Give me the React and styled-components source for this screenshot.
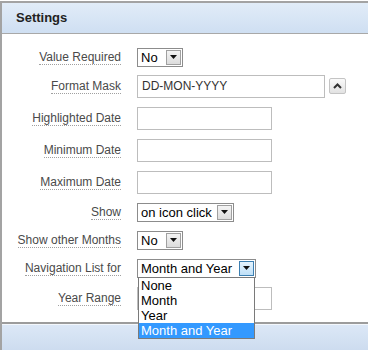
import React from "react";
import styled, { createGlobalStyle } from "styled-components";

const GlobalStyle = createGlobalStyle`
  html, body { margin: 0; padding: 0; background: #fff; }
  body { font-family: "Liberation Sans", Arial, sans-serif; }
`;

const Panel = styled.div`
  box-sizing: border-box;
  width: 368px;
  height: 349px;
  margin-top: 1px;
  border-top: 2px solid #a3a3a3;
  border-left: 2px solid #a3a3a3;
  display: flex;
  flex-direction: column;
`;

const Header = styled.div`
  box-sizing: border-box;
  height: 31px;
  border-bottom: 1px solid #a8a8a8;
  background: linear-gradient(#e1ecf8, #cfdff2);
  display: flex;
  align-items: center;
  padding-left: 14px;
  padding-bottom: 2px;
  font-size: 13px;
  font-weight: bold;
  color: #222;
`;

const Body = styled.div`
  padding: 10px 0 8px;
  display: grid;
  grid-template-columns: 119px 1fr;
  column-gap: 16px;
`;

const Row = styled.div`
  display: contents;
`;

const LabelCell = styled.div`
  height: ${(p) => p.$h}px;
  display: flex;
  align-items: center;
  justify-content: flex-end;
`;

const FieldCell = styled.div`
  height: ${(p) => p.$h}px;
  display: flex;
  align-items: center;
  gap: 3px;
`;

const Label = styled.span`
  font-size: 12px;
  line-height: 14px;
  color: #4a4a4a;
  border-bottom: 1px dotted #a0a0a0;
  white-space: nowrap;
`;

const TextBox = styled.div`
  box-sizing: border-box;
  width: ${(p) => p.$w}px;
  height: 23px;
  border: 1px solid #bdbdbd;
  background: #fff;
  font-size: 12px;
  color: #333;
  display: flex;
  align-items: center;
  padding-left: 4px;
`;

const SelectWrap = styled.div`
  position: relative;
`;

const SelectBox = styled.div`
  box-sizing: border-box;
  width: ${(p) => p.$w}px;
  height: 19px;
  border: 1px solid #8c8c8c;
  background: #fff;
  display: flex;
  align-items: center;
  justify-content: space-between;
  padding: 0 1px 0 3px;
  font-size: 13px;
  color: #000;
`;

const ArrowBtn = styled.div`
  box-sizing: border-box;
  width: 15px;
  height: 15px;
  border: 1px solid ${(p) => (p.$active ? "#3c7fb1" : "#a0a0a0")};
  background: ${(p) =>
    p.$active
      ? "linear-gradient(#e5f3fd, #bfe0f7)"
      : "linear-gradient(#f4f4f4, #dcdcdc)"};
  display: flex;
  align-items: center;
  justify-content: center;
`;

const Dropdown = styled.div`
  position: absolute;
  left: 1px;
  top: 18px;
  box-sizing: border-box;
  width: 117px;
  border: 1px solid #7a7a7a;
  background: #fff;
  z-index: 5;
`;

const Option = styled.div`
  height: 15px;
  line-height: 15px;
  padding-left: 2px;
  font-size: 13px;
  color: ${(p) => (p.$sel ? "#fff" : "#000")};
  background: ${(p) => (p.$sel ? "#3399ff" : "transparent")};
`;

const MiniBtn = styled.div`
  box-sizing: border-box;
  width: 17px;
  height: 16px;
  margin-left: 1px;
  border: 1px solid #c4c4c4;
  border-radius: 2px;
  background: linear-gradient(#fafafa, #e2e2e2);
  display: flex;
  align-items: center;
  justify-content: center;
`;

const Footer = styled.div`
  flex: 1;
  border-top: 2px solid #9c9c9c;
  box-shadow: inset 0 1px 0 #f3f7fc;
  background: linear-gradient(#dce8f7, #cddcef);
`;

const DownArrow = () => (
  <svg width="7" height="4" viewBox="0 0 7 4">
    <path d="M0 0H7L3.5 4Z" fill="#111" />
  </svg>
);

const UpCaret = () => (
  <svg width="9" height="6" viewBox="0 0 9 6">
    <path d="M1 5L4.5 1.5L8 5" fill="none" stroke="#333" strokeWidth="2" />
  </svg>
);

const Select = ({ w, value, active, children }) => (
  <SelectWrap>
    <SelectBox $w={w}>
      <span>{value}</span>
      <ArrowBtn $active={active}>
        <DownArrow />
      </ArrowBtn>
    </SelectBox>
    {children}
  </SelectWrap>
);

const Field = ({ label, h, children }) => (
  <Row>
    <LabelCell $h={h}>
      <Label>{label}</Label>
    </LabelCell>
    <FieldCell $h={h}>{children}</FieldCell>
  </Row>
);

export default function App() {
  return (
    <>
      <GlobalStyle />
      <Panel>
        <Header>Settings</Header>
        <Body>
          <Field label="Value Required" h={26}>
            <Select w={46} value="No" />
          </Field>
          <Field label="Format Mask" h={32}>
            <TextBox $w={188}>DD-MON-YYYY</TextBox>
            <MiniBtn>
              <UpCaret />
            </MiniBtn>
          </Field>
          <Field label="Highlighted Date" h={32}>
            <TextBox $w={135} />
          </Field>
          <Field label="Minimum Date" h={32}>
            <TextBox $w={135} />
          </Field>
          <Field label="Maximum Date" h={32}>
            <TextBox $w={135} />
          </Field>
          <Field label="Show" h={28}>
            <Select w={97} value="on icon click" />
          </Field>
          <Field label="Show other Months" h={28}>
            <Select w={46} value="No" />
          </Field>
          <Field label="Navigation List for" h={28}>
            <Select w={119} value="Month and Year" active>
              <Dropdown>
                <Option>None</Option>
                <Option>Month</Option>
                <Option>Year</Option>
                <Option $sel>Month and Year</Option>
              </Dropdown>
            </Select>
          </Field>
          <Field label="Year Range" h={32}>
            <TextBox $w={135} />
          </Field>
        </Body>
        <Footer />
      </Panel>
    </>
  );
}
::::::::::
> **Problem requirements**
Which lines contain the word "React"? Return each of them.

> **Correct result**
Give me the React and styled-components source for this screenshot.
import React from "react";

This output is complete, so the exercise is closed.